What the heck is r? 1? Unit circle identity usage on sin^2 + cos^2 = 1?
well we need to know what the region, which is a circle centered at (1,0) yes the radius is 1 because the first bounds imply\[0\le y\le\sqrt{1-(x-1)^2}\implies(x-1)^2+y^2=1\]which is the equation of the circle I just described\]

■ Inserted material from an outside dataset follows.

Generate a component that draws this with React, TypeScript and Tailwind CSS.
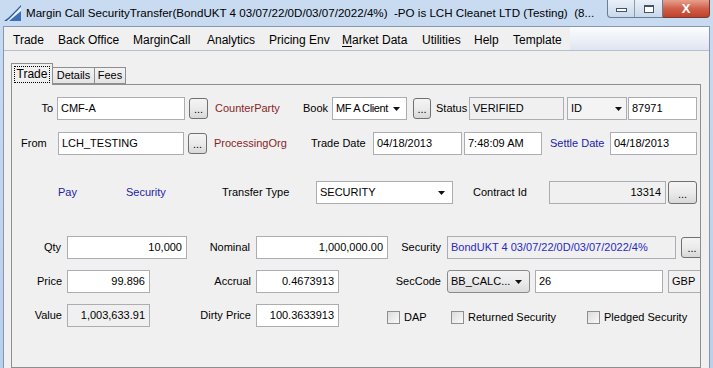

\[x=rcos \theta+1, y=rsin\]
@chanh_chung has the right substitution
So...\[r ^{2}\cos ^{2}\theta -2r \cos \theta +r ^{2}\sin ^{2}\theta =0\] and solve for r?
0<=r<=1
what?
\[\int\limits_{0}^{1}\int\limits_{0}^{2\pi}.....d \theta dr\]
how do you know r=1?
read my post again please
yes,
Ok I just checked and it says the answer is: \[\int\limits\limits_{0}^{2}\int\limits\limits_{0}^{2\cos \theta}...dr d \theta\]
it seems it can be done without substitution.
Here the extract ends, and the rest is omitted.